Please transcribe the listing below in full and word for word, without its pictures.

___

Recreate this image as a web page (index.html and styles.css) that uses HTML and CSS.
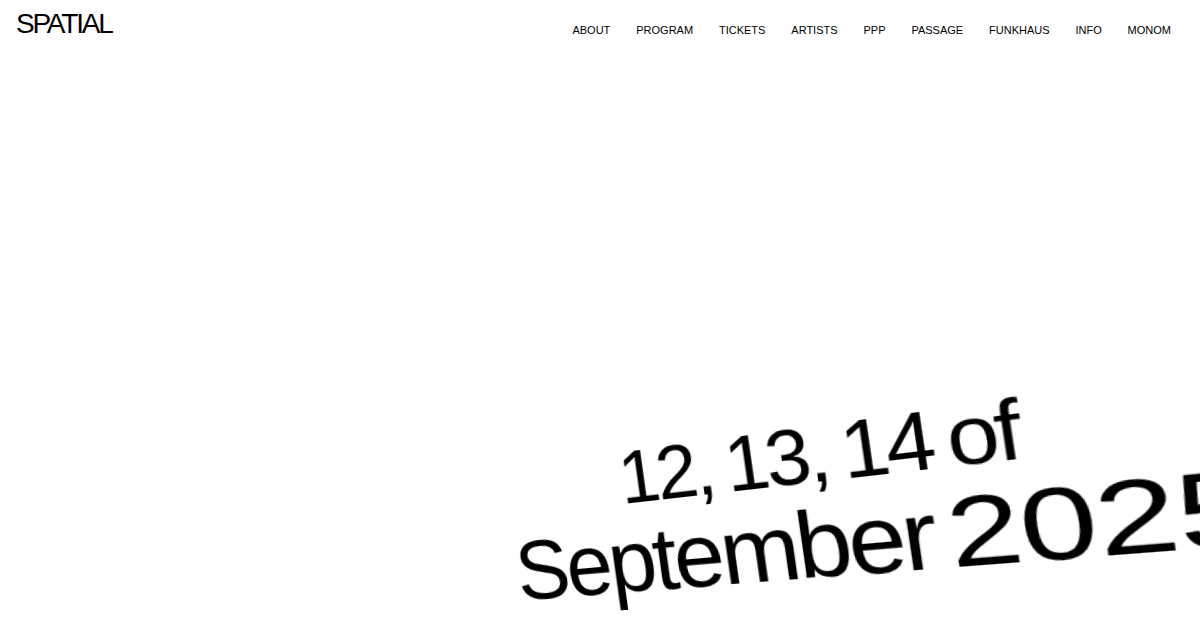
FILE: index.html
```html
<!DOCTYPE html>
<html lang="en">
<head>
<meta charset="utf-8">
<title>SPATIAL</title>
<link rel="stylesheet" href="styles.css">
</head>
<body>
<div class="page">
  <header class="header">
    <a class="logo" href="#">SPATIAL</a>
    <nav class="nav">
      <a href="#">ABOUT</a>
      <a href="#">PROGRAM</a>
      <a href="#">TICKETS</a>
      <a href="#">ARTISTS</a>
      <a href="#">PPP</a>
      <a href="#">PASSAGE</a>
      <a href="#">FUNKHAUS</a>
      <a href="#">INFO</a>
      <a href="#">MONOM</a>
    </nav>
  </header>
  <main class="hero">
    <h1 class="dates">
      <span class="line line-1">12, 13, 14 of</span>
      <span class="line line-2">September <span class="year">2025</span></span>
    </h1>
  </main>
</div>
</body>
</html>
```

FILE: styles.css
```css
html, body {
  margin: 0;
  padding: 0;
  background: #fff;
  color: #000;
  font-family: "Liberation Sans", Arial, Helvetica, sans-serif;
}

body {
  width: 1200px;
  height: 628px;
  overflow: hidden;
}

.page {
  display: flex;
  flex-direction: column;
  height: 628px;
}

a {
  color: #000;
  text-decoration: none;
}

.header {
  display: flex;
  justify-content: space-between;
  align-items: flex-start;
  padding: 8px 29px 0 16px;
}

.logo {
  font-size: 28px;
  line-height: 32px;
  letter-spacing: -2.2px;
}

.nav {
  display: flex;
  gap: 25.9px;
  font-size: 11px;
  line-height: 13px;
  padding-top: 16px;
}

.hero {
  flex: 1;
  display: flex;
  align-items: flex-end;
  padding: 0 0 15px 522px;
}

.dates {
  margin: 0;
  font-weight: 400;
  white-space: nowrap;
  transform-origin: 0 100%;
  transform: perspective(900px) rotateZ(-4deg) rotateY(-22deg) skewX(4deg);
}

.line {
  display: block;
  line-height: 1;
}

.line-1 {
  font-size: 70px;
  letter-spacing: -0.045em;
  word-spacing: -0.06em;
  padding-left: 118px;
  margin-bottom: 2px;
}

.line-2 {
  font-size: 84px;
  letter-spacing: -0.04em;
  word-spacing: -0.1em;
}

.year {
  display: inline-block;
  letter-spacing: -0.01em;
  transform-origin: 0 100%;
  transform: scaleX(1.16);
}
```
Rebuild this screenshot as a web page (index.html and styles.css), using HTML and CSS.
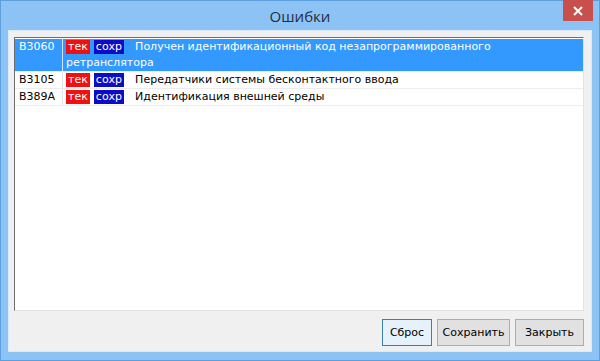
FILE: index.html
```html
<!DOCTYPE html>
<html lang="ru">
<head>
    <meta charset="UTF-8">
    <title>Ошибки</title>
    <link rel="stylesheet" href="styles.css">
</head>
<body>
    <div class="window">
        <div class="titlebar">
            <span class="title">Ошибки</span>
            <a class="close-button" href="#">
                <svg width="10" height="10" viewBox="0 0 10 10"><path d="M1 1L9 9M9 1L1 9" stroke="#fff" stroke-width="2"/></svg>
            </a>
        </div>

        <div class="client">
            <div class="error-list">
                <div class="row selected">
                    <div class="code">B3060</div>
                    <div class="desc"><span class="tag cur">тек</span><span class="tag saved">сохр</span>Получен идентификационный код незапрограммированного ретранслятора</div>
                </div>
                <div class="row">
                    <div class="code">B3105</div>
                    <div class="desc"><span class="tag cur">тек</span><span class="tag saved">сохр</span>Передатчики системы бесконтактного ввода</div>
                </div>
                <div class="row">
                    <div class="code">B389A</div>
                    <div class="desc"><span class="tag cur">тек</span><span class="tag saved">сохр</span>Идентификация внешней среды</div>
                </div>
            </div>

            <div class="buttons">
                <button class="btn btn-reset default">Сброс</button>
                <button class="btn btn-save">Сохранить</button>
                <button class="btn btn-close">Закрыть</button>
            </div>
        </div>
    </div>
</body>
</html>
```

FILE: styles.css
```css
* {
    margin: 0;
    padding: 0;
    box-sizing: border-box;
}

body {
    background-color: #fff;
    font-family: 'DejaVu Sans', 'Liberation Sans', sans-serif;
}

.window {
    width: 600px;
    height: 361px;
    background-color: #8cc3f4;
    border: 1px solid #5d9fdc;
    display: flex;
    flex-direction: column;
}

.titlebar {
    height: 29px;
    position: relative;
    display: flex;
    justify-content: center;
    align-items: center;
}

.title {
    font-family: 'Open Sans', 'Liberation Sans', sans-serif;
    font-size: 15px;
    color: #1f2d44;
}

.close-button {
    position: absolute;
    top: -1px;
    right: 6px;
    width: 30px;
    height: 21px;
    background-color: #c7504d;
    display: flex;
    justify-content: center;
    align-items: center;
}

.client {
    flex: 1;
    margin: 0 7px 8px 7px;
    background-color: #f0f0f0;
    border: 1px solid #d9ebfa;
    padding: 6px 7px 5px 5px;
    display: flex;
    flex-direction: column;
}

.error-list {
    flex: 1;
    background-color: #fff;
    border-top: 1px solid #6e6e6e;
    border-left: 1px solid #6e6e6e;
    border-right: 1px solid #e3e3e3;
    border-bottom: 1px solid #e3e3e3;
    padding-top: 1px;
}

.row {
    display: flex;
    font-size: 11px;
    line-height: 16px;
    color: #000;
    border-bottom: 1px solid #ececec;
}

.row.selected {
    background-color: #3399ff;
    color: #fff;
}

.code {
    width: 48px;
    flex-shrink: 0;
    padding-left: 4px;
    border-right: 1px solid #e6e6e6;
}

.row.selected .code {
    border-right-color: #cfe5fb;
}

.desc {
    flex: 1;
    padding-left: 3px;
    padding-right: 30px;
}

.tag {
    display: inline-block;
    color: #fff;
    line-height: 13px;
    padding: 0 2px 1px 2px;
    margin-right: 4px;
}

.tag.cur {
    background-color: #f01010;
}

.tag.saved {
    background-color: #0c0cc6;
    margin-right: 11px;
}

.buttons {
    display: flex;
    justify-content: flex-end;
    gap: 5px;
    padding-top: 8px;
}

.btn {
    height: 27px;
    font-family: 'DejaVu Sans', 'Liberation Sans', sans-serif;
    font-size: 11px;
    color: #000;
    background-color: #e1e1e1;
    border: 1px solid #adadad;
}

.btn-reset {
    width: 50px;
}

.btn-save {
    width: 73px;
}

.btn-close {
    width: 69px;
}

.btn.default {
    background-color: #e5f1fb;
    border-color: #3c7fb1;
}
```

___

» **RESPONSE**:
Recreate this image as a web page (index.html and styles.css) that uses HTML and CSS.
FILE: index.html
```html
<!DOCTYPE html>
<html lang="en">
<head>
<meta charset="utf-8">
<title>SPATIAL</title>
<link rel="stylesheet" href="styles.css">
</head>
<body>
<div class="page">
  <header class="header">
    <a class="logo" href="#">SPATIAL</a>
    <nav class="nav">
      <a href="#">ABOUT</a>
      <a href="#">PROGRAM</a>
      <a href="#">TICKETS</a>
      <a href="#">ARTISTS</a>
      <a href="#">PPP</a>
      <a href="#">PASSAGE</a>
      <a href="#">FUNKHAUS</a>
      <a href="#">INFO</a>
      <a href="#">MONOM</a>
    </nav>
  </header>
  <main class="hero">
    <h1 class="dates">
      <span class="line line-1">12, 13, 14 of</span>
      <span class="line line-2">September <span class="year">2025</span></span>
    </h1>
  </main>
</div>
</body>
</html>
```

FILE: styles.css
```css
html, body {
  margin: 0;
  padding: 0;
  background: #fff;
  color: #000;
  font-family: "Liberation Sans", Arial, Helvetica, sans-serif;
}

body {
  width: 1200px;
  height: 628px;
  overflow: hidden;
}

.page {
  display: flex;
  flex-direction: column;
  height: 628px;
}

a {
  color: #000;
  text-decoration: none;
}

.header {
  display: flex;
  justify-content: space-between;
  align-items: flex-start;
  padding: 8px 29px 0 16px;
}

.logo {
  font-size: 28px;
  line-height: 32px;
  letter-spacing: -2.2px;
}

.nav {
  display: flex;
  gap: 25.9px;
  font-size: 11px;
  line-height: 13px;
  padding-top: 16px;
}

.hero {
  flex: 1;
  display: flex;
  align-items: flex-end;
  padding: 0 0 15px 522px;
}

.dates {
  margin: 0;
  font-weight: 400;
  white-space: nowrap;
  transform-origin: 0 100%;
  transform: perspective(900px) rotateZ(-4deg) rotateY(-22deg) skewX(4deg);
}

.line {
  display: block;
  line-height: 1;
}

.line-1 {
  font-size: 70px;
  letter-spacing: -0.045em;
  word-spacing: -0.06em;
  padding-left: 118px;
  margin-bottom: 2px;
}

.line-2 {
  font-size: 84px;
  letter-spacing: -0.04em;
  word-spacing: -0.1em;
}

.year {
  display: inline-block;
  letter-spacing: -0.01em;
  transform-origin: 0 100%;
  transform: scaleX(1.16);
}
```
Rebuild this screenshot as a web page (index.html and styles.css), using HTML and CSS.
FILE: index.html
```html
<!DOCTYPE html>
<html lang="ru">
<head>
    <meta charset="UTF-8">
    <title>Ошибки</title>
    <link rel="stylesheet" href="styles.css">
</head>
<body>
    <div class="window">
        <div class="titlebar">
            <span class="title">Ошибки</span>
            <a class="close-button" href="#">
                <svg width="10" height="10" viewBox="0 0 10 10"><path d="M1 1L9 9M9 1L1 9" stroke="#fff" stroke-width="2"/></svg>
            </a>
        </div>

        <div class="client">
            <div class="error-list">
                <div class="row selected">
                    <div class="code">B3060</div>
                    <div class="desc"><span class="tag cur">тек</span><span class="tag saved">сохр</span>Получен идентификационный код незапрограммированного ретранслятора</div>
                </div>
                <div class="row">
                    <div class="code">B3105</div>
                    <div class="desc"><span class="tag cur">тек</span><span class="tag saved">сохр</span>Передатчики системы бесконтактного ввода</div>
                </div>
                <div class="row">
                    <div class="code">B389A</div>
                    <div class="desc"><span class="tag cur">тек</span><span class="tag saved">сохр</span>Идентификация внешней среды</div>
                </div>
            </div>

            <div class="buttons">
                <button class="btn btn-reset default">Сброс</button>
                <button class="btn btn-save">Сохранить</button>
                <button class="btn btn-close">Закрыть</button>
            </div>
        </div>
    </div>
</body>
</html>
```

FILE: styles.css
```css
* {
    margin: 0;
    padding: 0;
    box-sizing: border-box;
}

body {
    background-color: #fff;
    font-family: 'DejaVu Sans', 'Liberation Sans', sans-serif;
}

.window {
    width: 600px;
    height: 361px;
    background-color: #8cc3f4;
    border: 1px solid #5d9fdc;
    display: flex;
    flex-direction: column;
}

.titlebar {
    height: 29px;
    position: relative;
    display: flex;
    justify-content: center;
    align-items: center;
}

.title {
    font-family: 'Open Sans', 'Liberation Sans', sans-serif;
    font-size: 15px;
    color: #1f2d44;
}

.close-button {
    position: absolute;
    top: -1px;
    right: 6px;
    width: 30px;
    height: 21px;
    background-color: #c7504d;
    display: flex;
    justify-content: center;
    align-items: center;
}

.client {
    flex: 1;
    margin: 0 7px 8px 7px;
    background-color: #f0f0f0;
    border: 1px solid #d9ebfa;
    padding: 6px 7px 5px 5px;
    display: flex;
    flex-direction: column;
}

.error-list {
    flex: 1;
    background-color: #fff;
    border-top: 1px solid #6e6e6e;
    border-left: 1px solid #6e6e6e;
    border-right: 1px solid #e3e3e3;
    border-bottom: 1px solid #e3e3e3;
    padding-top: 1px;
}

.row {
    display: flex;
    font-size: 11px;
    line-height: 16px;
    color: #000;
    border-bottom: 1px solid #ececec;
}

.row.selected {
    background-color: #3399ff;
    color: #fff;
}

.code {
    width: 48px;
    flex-shrink: 0;
    padding-left: 4px;
    border-right: 1px solid #e6e6e6;
}

.row.selected .code {
    border-right-color: #cfe5fb;
}

.desc {
    flex: 1;
    padding-left: 3px;
    padding-right: 30px;
}

.tag {
    display: inline-block;
    color: #fff;
    line-height: 13px;
    padding: 0 2px 1px 2px;
    margin-right: 4px;
}

.tag.cur {
    background-color: #f01010;
}

.tag.saved {
    background-color: #0c0cc6;
    margin-right: 11px;
}

.buttons {
    display: flex;
    justify-content: flex-end;
    gap: 5px;
    padding-top: 8px;
}

.btn {
    height: 27px;
    font-family: 'DejaVu Sans', 'Liberation Sans', sans-serif;
    font-size: 11px;
    color: #000;
    background-color: #e1e1e1;
    border: 1px solid #adadad;
}

.btn-reset {
    width: 50px;
}

.btn-save {
    width: 73px;
}

.btn-close {
    width: 69px;
}

.btn.default {
    background-color: #e5f1fb;
    border-color: #3c7fb1;
}
```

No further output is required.